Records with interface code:
>> BEGIN

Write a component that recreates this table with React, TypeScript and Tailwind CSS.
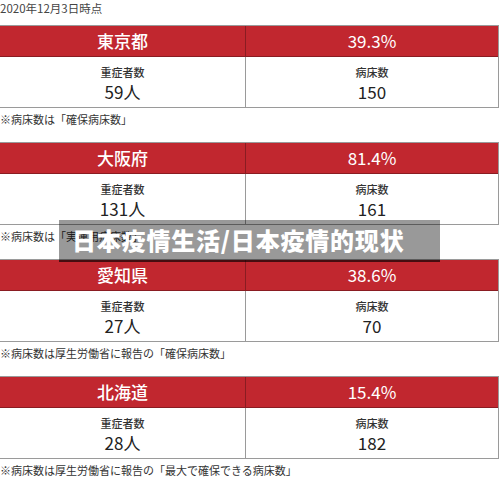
const rows = [
  { pref: "東京都", rate: "39.3%", severe: "59人", beds: "150", note: "※病床数は「確保病床数」" },
  { pref: "大阪府", rate: "81.4%", severe: "131人", beds: "161", note: "※病床数は「実運用病床数」" },
  { pref: "愛知県", rate: "38.6%", severe: "27人", beds: "70", note: "※病床数は厚生労働省に報告の「確保病床数」" },
  { pref: "北海道", rate: "15.4%", severe: "28人", beds: "182", note: "※病床数は厚生労働省に報告の「最大で確保できる病床数」" },
];

export default function App() {
  return (
    <main
      className="relative h-[484px] w-[500px] overflow-hidden bg-white text-[#222]"
      style={{ fontFamily: '"Noto Sans CJK JP", "Noto Sans", sans-serif' }}
    >
      <div className="h-[25px] text-[11.5px] leading-[17px] text-[#444]">2020年12月3日時点</div>

      {rows.map((row) => (
        <div key={row.pref}>
          <div className="ml-[-1px] w-[500px] border border-[#9a9a9a]">
            <div className="grid h-[31px] grid-cols-[246px_1fr] border-b border-[#8a1c22] bg-[#c1272f] text-[17px] text-white">
              <div className="flex items-center justify-center border-r border-[#8a1c22] font-medium">{row.pref}</div>
              <div className="flex items-center justify-center">{row.rate}</div>
            </div>
            <div className="grid h-[50px] grid-cols-[246px_1fr]">
              <div className="flex flex-col items-center justify-center border-r border-[#9a9a9a] pt-[3px]">
                <p className="text-[11px] font-medium leading-[16px] text-[#333]">重症者数</p>
                <p className="text-[17px] leading-[24px] text-[#222]">{row.severe}</p>
              </div>
              <div className="flex flex-col items-center justify-center pt-[3px]">
                <p className="text-[11px] font-medium leading-[16px] text-[#333]">病床数</p>
                <p className="text-[17px] leading-[24px] text-[#222]">{row.beds}</p>
              </div>
            </div>
          </div>
          <p className="h-[34px] pt-[3px] text-[11px] leading-[16px] text-[#333]">{row.note}</p>
        </div>
      ))}

      <div className="absolute left-[59px] top-[220px] flex h-[42px] w-[381px] items-center border-b-2 border-black/40 bg-black/40 pl-[13px]">
        <span className="text-[24px] font-black leading-none tracking-[0.8px] text-white">日本疫情生活/日本疫情的现状</span>
      </div>
    </main>
  );
}
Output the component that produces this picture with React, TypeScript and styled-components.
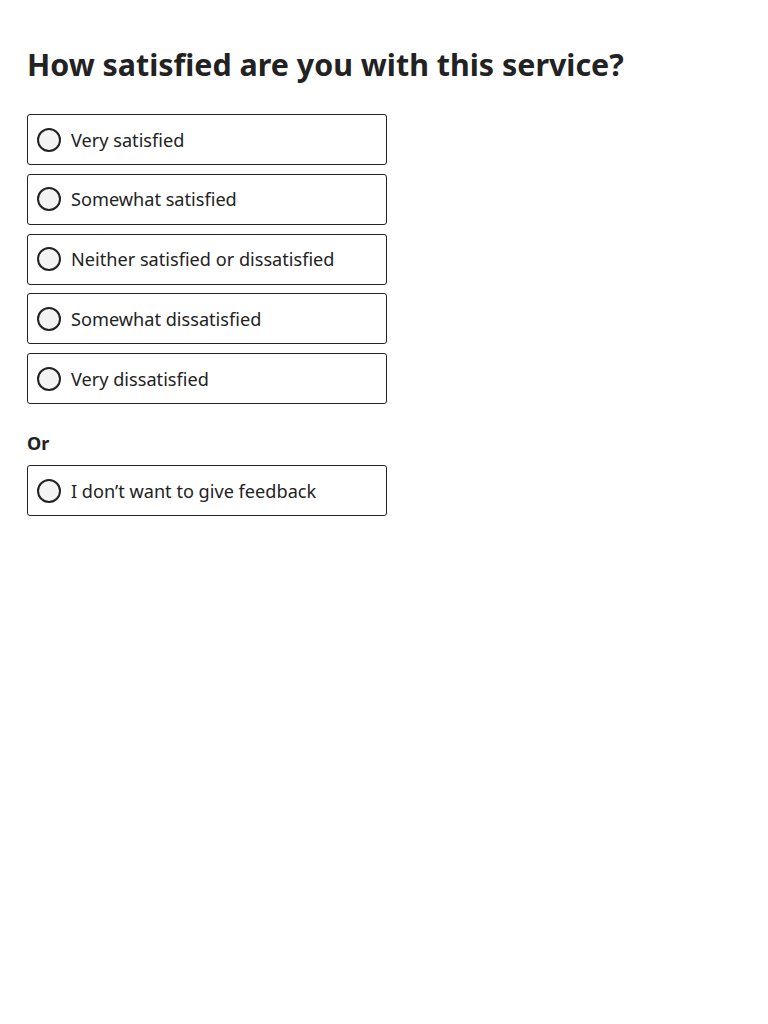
import styled, { createGlobalStyle } from 'styled-components';

const GlobalStyle = createGlobalStyle`
  body {
    margin: 0;
    background: #fff;
    font-family: "Noto Sans", "Open Sans", sans-serif;
    color: #222;
  }
`;

const Page = styled.main`
  padding: 45px 27px;
`;

const Title = styled.h1`
  margin: 0 0 29px;
  font-size: 30.4px;
  line-height: 40px;
  font-weight: 700;
  color: #222;
`;

const Options = styled.div`
  display: flex;
  flex-direction: column;
  gap: 8.75px;
  width: 360px;
`;

const Option = styled.label`
  display: flex;
  align-items: center;
  gap: 10px;
  height: 51px;
  box-sizing: border-box;
  padding: 0 9px;
  border: 1px solid #222;
  border-radius: 3px;
  font-size: 18.15px;
  cursor: pointer;
`;

const Radio = styled.span`
  width: 24px;
  height: 24px;
  box-sizing: border-box;
  flex-shrink: 0;
  border: 2px solid #222;
  border-radius: 50%;
  background: #f3f3f3;
`;

const Divider = styled.p`
  margin: 26px 0 9px;
  font-size: 18px;
  line-height: 26px;
  font-weight: 700;
`;

const answers = [
  'Very satisfied',
  'Somewhat satisfied',
  'Neither satisfied or dissatisfied',
  'Somewhat dissatisfied',
  'Very dissatisfied',
];

const App = () => (
  <>
    <GlobalStyle />
    <Page>
      <Title>How satisfied are you with this service?</Title>
      <Options>
        {answers.map((answer) => (
          <Option key={answer}>
            <Radio />
            {answer}
          </Option>
        ))}
      </Options>
      <Divider>Or</Divider>
      <Options>
        <Option>
          <Radio />
          I don’t want to give feedback
        </Option>
      </Options>
    </Page>
  </>
);

export default App;
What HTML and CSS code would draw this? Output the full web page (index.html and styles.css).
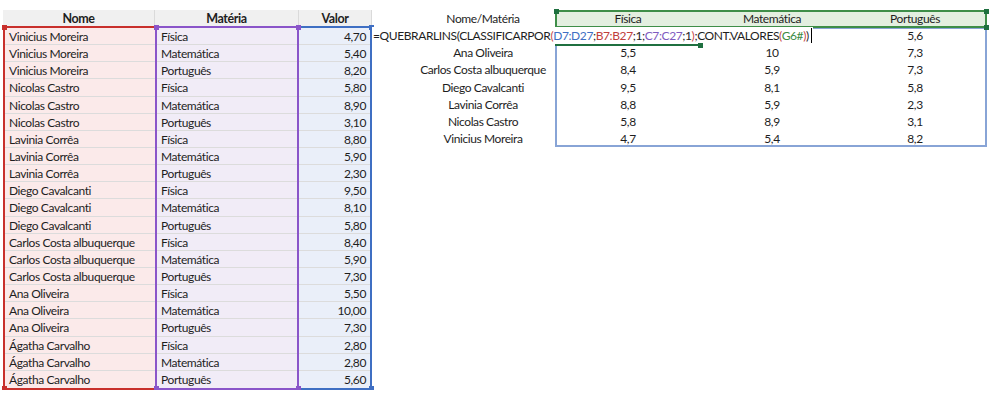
FILE: index.html
```html
<!DOCTYPE html>
<html lang="pt-BR">
<head>
<meta charset="utf-8">
<title>Planilha</title>
<link rel="stylesheet" href="styles.css">
</head>
<body>
<div class="sheet">
  <div class="col col-nome">
    <div class="hd">Nome</div>
    <div class="bd">
      <span class="h h-tl"></span><span class="h h-bl"></span>
      <div class="c">Vinicius Moreira</div>
      <div class="c">Vinicius Moreira</div>
      <div class="c">Vinicius Moreira</div>
      <div class="c">Nicolas Castro</div>
      <div class="c">Nicolas Castro</div>
      <div class="c">Nicolas Castro</div>
      <div class="c">Lavinia Corrêa</div>
      <div class="c">Lavinia Corrêa</div>
      <div class="c">Lavinia Corrêa</div>
      <div class="c">Diego Cavalcanti</div>
      <div class="c">Diego Cavalcanti</div>
      <div class="c">Diego Cavalcanti</div>
      <div class="c">Carlos Costa albuquerque</div>
      <div class="c">Carlos Costa albuquerque</div>
      <div class="c">Carlos Costa albuquerque</div>
      <div class="c">Ana Oliveira</div>
      <div class="c">Ana Oliveira</div>
      <div class="c">Ana Oliveira</div>
      <div class="c">Ágatha Carvalho</div>
      <div class="c">Ágatha Carvalho</div>
      <div class="c">Ágatha Carvalho</div>
    </div>
  </div>
  <div class="col col-materia">
    <div class="hd">Matéria</div>
    <div class="bd">
      <span class="h h-tl"></span><span class="h h-tr"></span><span class="h h-bl"></span><span class="h h-br"></span>
      <div class="c">Física</div>
      <div class="c">Matemática</div>
      <div class="c">Português</div>
      <div class="c">Física</div>
      <div class="c">Matemática</div>
      <div class="c">Português</div>
      <div class="c">Física</div>
      <div class="c">Matemática</div>
      <div class="c">Português</div>
      <div class="c">Física</div>
      <div class="c">Matemática</div>
      <div class="c">Português</div>
      <div class="c">Física</div>
      <div class="c">Matemática</div>
      <div class="c">Português</div>
      <div class="c">Física</div>
      <div class="c">Matemática</div>
      <div class="c">Português</div>
      <div class="c">Física</div>
      <div class="c">Matemática</div>
      <div class="c">Português</div>
    </div>
  </div>
  <div class="col col-valor">
    <div class="hd">Valor</div>
    <div class="bd">
      <span class="h h-tr"></span><span class="h h-br"></span>
      <div class="c">4,70</div>
      <div class="c">5,40</div>
      <div class="c">8,20</div>
      <div class="c">5,80</div>
      <div class="c">8,90</div>
      <div class="c">3,10</div>
      <div class="c">8,80</div>
      <div class="c">5,90</div>
      <div class="c">2,30</div>
      <div class="c">9,50</div>
      <div class="c">8,10</div>
      <div class="c">5,80</div>
      <div class="c">8,40</div>
      <div class="c">5,90</div>
      <div class="c">7,30</div>
      <div class="c">5,50</div>
      <div class="c">10,00</div>
      <div class="c">7,30</div>
      <div class="c">2,80</div>
      <div class="c">2,80</div>
      <div class="c">5,60</div>
    </div>
  </div>

  <div class="pivot">
    <div class="prow phead">
      <div class="p"></div>
      <div class="p">Nome/Matéria</div>
      <div class="p pg">Física</div>
      <div class="p pg">Matemática</div>
      <div class="p pg">Português</div>
    </div>
    <div class="prow"><div class="p"></div><div class="p"></div><div class="p"></div><div class="p"></div><div class="p">5,6</div></div>
    <div class="prow"><div class="p"></div><div class="p">Ana Oliveira</div><div class="p">5,5</div><div class="p">10</div><div class="p">7,3</div></div>
    <div class="prow"><div class="p"></div><div class="p">Carlos Costa albuquerque</div><div class="p">8,4</div><div class="p">5,9</div><div class="p">7,3</div></div>
    <div class="prow"><div class="p"></div><div class="p">Diego Cavalcanti</div><div class="p">9,5</div><div class="p">8,1</div><div class="p">5,8</div></div>
    <div class="prow"><div class="p"></div><div class="p">Lavinia Corrêa</div><div class="p">8,8</div><div class="p">5,9</div><div class="p">2,3</div></div>
    <div class="prow"><div class="p"></div><div class="p">Nicolas Castro</div><div class="p">5,8</div><div class="p">8,9</div><div class="p">3,1</div></div>
    <div class="prow"><div class="p"></div><div class="p">Vinicius Moreira</div><div class="p">4,7</div><div class="p">5,4</div><div class="p">8,2</div></div>

    <div class="spill-box"></div>
    <div class="head-sel"><span class="gh gh-tl"></span><span class="gh gh-tr"></span><span class="gh gh-br"></span></div>
    <div class="editor">=QUEBRARLINS(CLASSIFICARPOR<span class="pr">(</span><span class="rb">D7:D27</span>;<span class="rr">B7:B27</span>;1;<span class="rp">C7:C27</span>;1<span class="pr">)</span>;CONT.VALORES<span class="pr">(</span><span class="rg">G6#</span><span class="pr">)</span>)<span class="caret"></span></div>
    <div class="active-line"><span class="gh gh-end"></span></div>
  </div>
</div>
</body>
</html>
```

FILE: styles.css
```css
* { box-sizing: border-box; }

body {
  margin: 0;
  background: #ffffff;
  font-family: Lato, "Open Sans", sans-serif;
  font-size: 12px;
  letter-spacing: -0.4px;
  color: #1e1e1e;
}

.sheet {
  display: flex;
  align-items: flex-start;
  padding: 10px 0 0 3px;
}

.col { display: flex; flex-direction: column; }
.col-nome { width: 152px; }
.col-materia { width: 144px; }
.col-valor { width: 73px; }

.hd {
  height: 17px;
  line-height: 17px;
  background: #f0f0f0;
  border-right: 1px solid #dadada;
  text-align: center;
  font-weight: 700;
  font-size: 12.5px;
  color: #1e1e1e;
}

.bd {
  position: relative;
  margin-top: -1px;
  border: 2px solid transparent;
}

.col-nome .bd { border-color: #c8302c; border-right: 0; background: #fbeaea; }
.col-materia .bd { border-color: #8a55c9; background: #f1ecf7; }
.col-valor .bd { border-color: #3f6fc3; border-left: 0; background: #eaeff9; }

.c {
  height: 17.15px;
  line-height: 17px;
  padding: 0 4px;
  border-bottom: 1px solid #dcdcdc;
  white-space: nowrap;
  overflow: hidden;
}
.c:last-child { border-bottom: 0; }
.col-valor .c { text-align: right; padding-right: 4px; }

.h {
  position: absolute;
  width: 5px;
  height: 5px;
  z-index: 2;
}
.col-nome .h { background: #c8302c; }
.col-materia .h { background: #8a55c9; }
.col-valor .h { background: #3f6fc3; }
.h-tl { left: -3.5px; top: -3.5px; }
.h-bl { left: -3.5px; bottom: -3.5px; }
.h-tr { right: -3.5px; top: -3.5px; }
.h-br { right: -3.5px; bottom: -3.5px; }

/* pivot table on the right */
.pivot {
  position: relative;
  width: 615px;
  display: flex;
  flex-direction: column;
}

.prow {
  display: grid;
  grid-template-columns: 39px 144px 146px 142px 144px;
  height: 17.2px;
}
.phead { height: 17px; }

.p {
  line-height: 17px;
  text-align: center;
  white-space: nowrap;
  color: #1e1e1e;
}
.pg { background: #e3efe0; }

.spill-box {
  position: absolute;
  left: 183px;
  top: 17px;
  width: 432px;
  height: 120px;
  border: 2px solid #88a4d6;
  z-index: 1;
}

.head-sel {
  position: absolute;
  left: 183px;
  top: 0;
  width: 432px;
  height: 18px;
  border: 2px solid #3e8e48;
  z-index: 2;
}

.gh {
  position: absolute;
  width: 5px;
  height: 5px;
  background: #1f7040;
}
.gh-tl { left: -3.5px; top: -3.5px; }
.gh-tr { right: -3.5px; top: -3.5px; }
.gh-br { right: -3.5px; bottom: -3.5px; }

.editor {
  position: absolute;
  left: 0;
  top: 17px;
  height: 17px;
  line-height: 17px;
  padding: 0 1px;
  background: #ffffff;
  white-space: nowrap;
  color: #1e1e1e;
  z-index: 3;
}
.pr { color: #c94a4a; }
.rb { color: #3f6fc3; }
.rr { color: #c0403c; }
.rp { color: #7f5bbf; }
.rg { color: #3d8a45; }
.caret {
  display: inline-block;
  width: 1px;
  height: 15px;
  margin-left: 2px;
  vertical-align: -3px;
  background: #000000;
}

.active-line {
  position: absolute;
  left: 183px;
  top: 34px;
  width: 145px;
  height: 2px;
  background: #1f7040;
  z-index: 4;
}
.gh-end { right: -3px; top: -1.5px; }
```
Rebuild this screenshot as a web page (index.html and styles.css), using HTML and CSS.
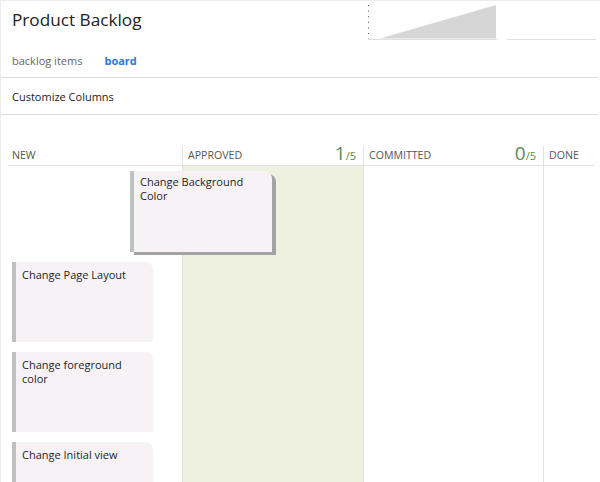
FILE: index.html
```html
<!DOCTYPE html>
<html>
<head>
<meta charset="utf-8">
<link rel="stylesheet" href="styles.css">
</head>
<body>
<div class="frame">
  <div class="top">
    <h1 class="title">Product Backlog</h1>
    <svg class="chart" width="240" height="45" viewBox="0 0 240 45">
      <line x1="8.5" y1="5" x2="8.5" y2="39" stroke="#555" stroke-width="1" stroke-dasharray="1 4.6"/>
      <polygon points="20,38.5 136,5 136,38.5" fill="#d6d6d6"/>
      <line x1="8" y1="39.5" x2="137" y2="39.5" stroke="#e0e0e0" stroke-width="1"/>
      <line x1="147" y1="39.5" x2="236" y2="39.5" stroke="#e0e0e0" stroke-width="1"/>
    </svg>
  </div>
  <div class="tabs">
    <span class="tab">backlog items</span>
    <span class="tab active">board</span>
  </div>
  <div class="toolbar">Customize Columns</div>
  <div class="board">
    <div class="col col-new">
      <div class="col-head"><span class="col-name">NEW</span></div>
      <div class="col-body">
        <div class="card"><span>Change Page Layout</span></div>
        <div class="card"><span>Change foreground color</span></div>
        <div class="card"><span>Change Initial view</span></div>
      </div>
    </div>
    <div class="col col-approved">
      <div class="col-head"><span class="col-name">APPROVED</span><span class="count"><b>1</b>/5</span></div>
      <div class="col-body tinted"></div>
    </div>
    <div class="col col-committed">
      <div class="col-head"><span class="col-name">COMMITTED</span><span class="count"><b>0</b>/5</span></div>
      <div class="col-body"></div>
    </div>
    <div class="col col-done">
      <div class="col-head"><span class="col-name">DONE</span></div>
      <div class="col-body"></div>
    </div>
    <div class="card dragging"><span>Change Background Color</span></div>
  </div>
</div>
</body>
</html>
```
FILE: styles.css
```css
html, body {
  margin: 0;
  padding: 0;
  background: #fff;
}
body {
  font-family: "Open Sans", "Noto Sans", sans-serif;
  color: #222;
}
.frame {
  width: 599px;
  height: 481px;
  border-top: 1px solid #ececec;
  border-left: 1px solid #ececec;
  border-bottom: 1px solid #ececec;
  overflow: hidden;
  display: flex;
  flex-direction: column;
}
.top {
  flex: none;
  height: 44px;
  display: flex;
  justify-content: space-between;
  align-items: flex-start;
}
.title {
  margin: 8px 0 0 11px;
  font-size: 17.2px;
  font-weight: 400;
  line-height: 22px;
  color: #222;
}
.chart {
  margin-top: -1px;
  display: block;
}
.tabs {
  flex: none;
  height: 32px;
  border-bottom: 1px solid #dcdcdc;
  display: flex;
  align-items: center;
  gap: 22px;
  padding-left: 11px;
  margin-right: 2px;
  font-size: 11px;
}
.tab {
  color: #666;
  margin-top: -2px;
}
.tab.active {
  color: #2b79d9;
  font-weight: 700;
}
.toolbar {
  flex: none;
  height: 36px;
  border-bottom: 1px solid #dcdcdc;
  margin-right: 2px;
  padding-left: 11px;
  display: flex;
  align-items: center;
  font-size: 11px;
  color: #222;
}
.board {
  position: relative;
  margin-top: 31px;
  margin-left: 7px;
  display: grid;
  grid-template-columns: 174px 181px 180px 52px;
  flex: 1;
  min-height: 0;
}
.col {
  display: flex;
  flex-direction: column;
}
.col + .col {
  border-left: 1px solid #e2e2e2;
}
.col-head {
  flex: none;
  height: 19px;
  border-bottom: 1px solid #e2e2e2;
  display: flex;
  justify-content: space-between;
  align-items: flex-end;
  padding: 0 7px 0 5px;
  font-size: 10.6px;
  color: #555;
}
.col-new .col-head {
  padding-left: 4px;
}
.col-name {
  padding-bottom: 3px;
}
.count {
  color: #5b8a5b;
  font-size: 11px;
  line-height: 19px;
}
.count b {
  font-weight: 400;
  font-size: 19px;
}
.col-body {
  flex: 1;
}
.tinted {
  background: #eef1df;
}
.col-new .col-body {
  padding: 96px 0 0 4px;
  display: flex;
  flex-direction: column;
  gap: 10px;
  overflow: hidden;
}
.card {
  box-sizing: border-box;
  width: 141px;
  height: 80px;
  flex: none;
  background: #f6f2f6;
  border-left: 4px solid #c0c0c0;
  border-top-right-radius: 8px;
  padding: 6px 0 0 6px;
  font-size: 11px;
  line-height: 14px;
  color: #1e1e1e;
}
.card span {
  display: block;
  width: 124px;
}
.dragging {
  position: absolute;
  left: 122px;
  top: 25px;
  width: 142px;
  height: 81px;
  padding-top: 4px;
  box-shadow: 4px 3px 0 #a3a3a3;
}
```
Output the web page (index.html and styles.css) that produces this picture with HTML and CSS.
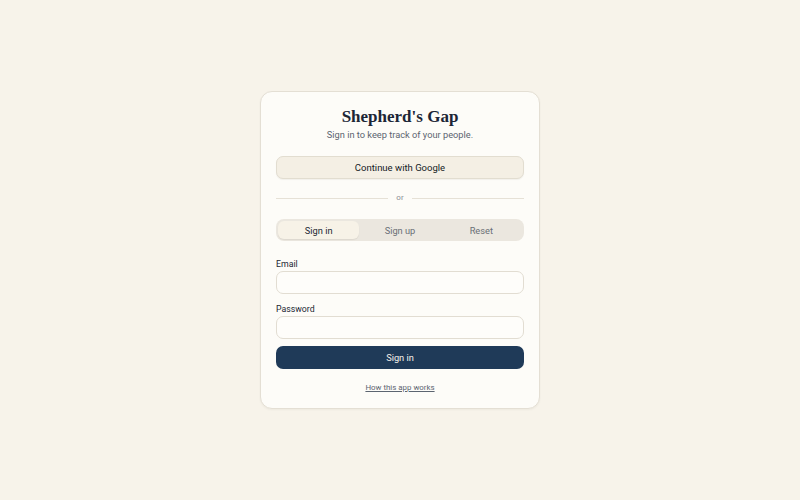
FILE: index.html
```html
<!DOCTYPE html>
<html lang="en">
<head>
<meta charset="utf-8">
<title>Shepherd's Gap</title>
<link rel="stylesheet" href="styles.css">
</head>
<body>
<main class="page">
  <section class="card">
    <h1 class="title">Shepherd's Gap</h1>
    <p class="subtitle">Sign in to keep track of your people.</p>
    <button class="btn-google" type="button">Continue with Google</button>
    <div class="divider"><span class="line"></span><span class="or">or</span><span class="line"></span></div>
    <div class="tabs">
      <button class="tab active" type="button">Sign in</button>
      <button class="tab" type="button">Sign up</button>
      <button class="tab" type="button">Reset</button>
    </div>
    <form class="form">
      <label class="field">
        <span class="label">Email</span>
        <input class="input" type="email">
      </label>
      <label class="field">
        <span class="label">Password</span>
        <input class="input" type="password">
      </label>
      <button class="btn-primary" type="button">Sign in</button>
    </form>
    <a class="help" href="#">How this app works</a>
  </section>
</main>
</body>
</html>
```
FILE: styles.css
```css
* { box-sizing: border-box; }
html, body { margin: 0; padding: 0; }
body {
  background: #f7f3ea;
  font-family: Roboto, "Noto Sans", sans-serif;
  color: #1c2733;
}
.page {
  height: 500px;
  display: flex;
  align-items: center;
  justify-content: center;
}
.card {
  width: 280px;
  background: #fdfcf8;
  border: 1px solid #e4dfd4;
  border-radius: 12px;
  padding: 16px 15px 14px;
  display: flex;
  flex-direction: column;
  box-shadow: 0 1px 2px rgba(60, 50, 30, 0.05);
}
.title {
  margin: 0;
  font-family: "Liberation Serif", "DejaVu Serif", serif;
  font-weight: 700;
  font-size: 17px;
  line-height: 18px;
  text-align: center;
  color: #1c2636;
}
.subtitle {
  margin: 2px 0 0;
  font-size: 9.25px;
  line-height: 13px;
  text-align: center;
  color: #5c6470;
}
.btn-google {
  margin-top: 15px;
  height: 23px;
  border: 1px solid #e2ddd0;
  background: #f4efe4;
  border-radius: 7px;
  font-family: inherit;
  font-size: 9.5px;
  font-weight: 400;
  color: #141c26;
  box-shadow: 0 1px 1px rgba(60, 50, 30, 0.06);
}
.divider {
  margin-top: 13px;
  display: flex;
  align-items: center;
  gap: 8px;
  height: 12px;
}
.line { flex: 1; height: 1px; background: #e6e1d6; }
.or { font-size: 8px; color: #8a8f96; line-height: 12px; }
.tabs {
  margin-top: 15px;
  height: 22px;
  background: #ebe7df;
  border-radius: 8px;
  padding: 2px;
  display: grid;
  grid-template-columns: 1fr 1fr 1fr;
}
.tab {
  border: 0;
  background: transparent;
  border-radius: 6px;
  font-family: inherit;
  font-size: 9.25px;
  color: #6a6f76;
  padding: 0;
}
.tab.active {
  background: #f7f2e7;
  color: #1c2733;
  box-shadow: 0 1px 1px rgba(60, 50, 30, 0.08);
}
.form {
  margin-top: 16px;
  display: flex;
  flex-direction: column;
}
.field { display: flex; flex-direction: column; margin-bottom: 8px; }
.label {
  font-size: 8.75px;
  line-height: 14px;
  font-weight: 400;
  color: #1c2733;
}
.input {
  height: 23px;
  border: 1px solid #e2ddd2;
  background: #fefdfa;
  border-radius: 7px;
  padding: 0 8px;
  font-family: inherit;
  font-size: 9px;
}
.btn-primary {
  margin-top: -1px;
  height: 23px;
  border: 0;
  border-radius: 7px;
  background: #1f3a58;
  color: #f4f1ea;
  font-family: inherit;
  font-size: 9.25px;
  font-weight: 400;
}
.help {
  margin-top: 13px;
  align-self: center;
  font-size: 7.9px;
  line-height: 12px;
  color: #5c6470;
  text-decoration: underline;
}
```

>> END

> [What you should do]: Using the material above, copy every line in which the string "that" occurs.

> [Answer for this exercise]:
Write a component that recreates this table with React, TypeScript and Tailwind CSS.
Output the component that produces this picture with React, TypeScript and styled-components.
Output the web page (index.html and styles.css) that produces this picture with HTML and CSS.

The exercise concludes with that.